10. Controlling demand
No matter how the team slices it, it’s inescapable that guests will prefer shorter lines no matter how great the experience is of being on one. So, they decide, they must focus on somehow reducing the number of people waiting for any one attraction.
One team member suggests distributing popular attractions throughout the park in between other less popular attractions to encourage crowds to explore all of the attractions and not aggregate to one corner of the park. The fact that gates are located in different areas of the park will also help with this. Everyone on the team agrees.
Another team member suggests that for live performance attractions, video recordings can be made to allow guests to watch later. Better yet, these videos can be played while guests are waiting in other lines. This is a good way to reduce demand for certain live performances while simultaneously enhancing the experience of another attraction’s line.
Of course, there will come a point where more rides and park real estate will be the only solutions left. But everyone on the team agrees that if these solution are employed prematurely, Disney World will end up with a compromised customer experience and poor unit economics. There won’t be a viable business to scale.
You just learned about the merit of easing demand.

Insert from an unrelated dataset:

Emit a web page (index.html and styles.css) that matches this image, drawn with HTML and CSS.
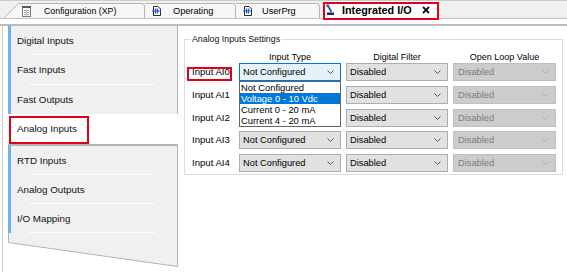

Scaling challenges are user experience challenges
Technology companies can’t usually solve their scaling challenges by banking on technological progress or outside vendors as a panacea for the same reason Disney World can’t. Every component of every system - digital or physical - has unique strengths and weaknesses when it comes to scale and must be carefully chosen and tweaked to ensure the right balance. This starts with understanding humans, their behaviors, their limitations, and the metrics that result. It ends with implementing creative solutions using the right tools.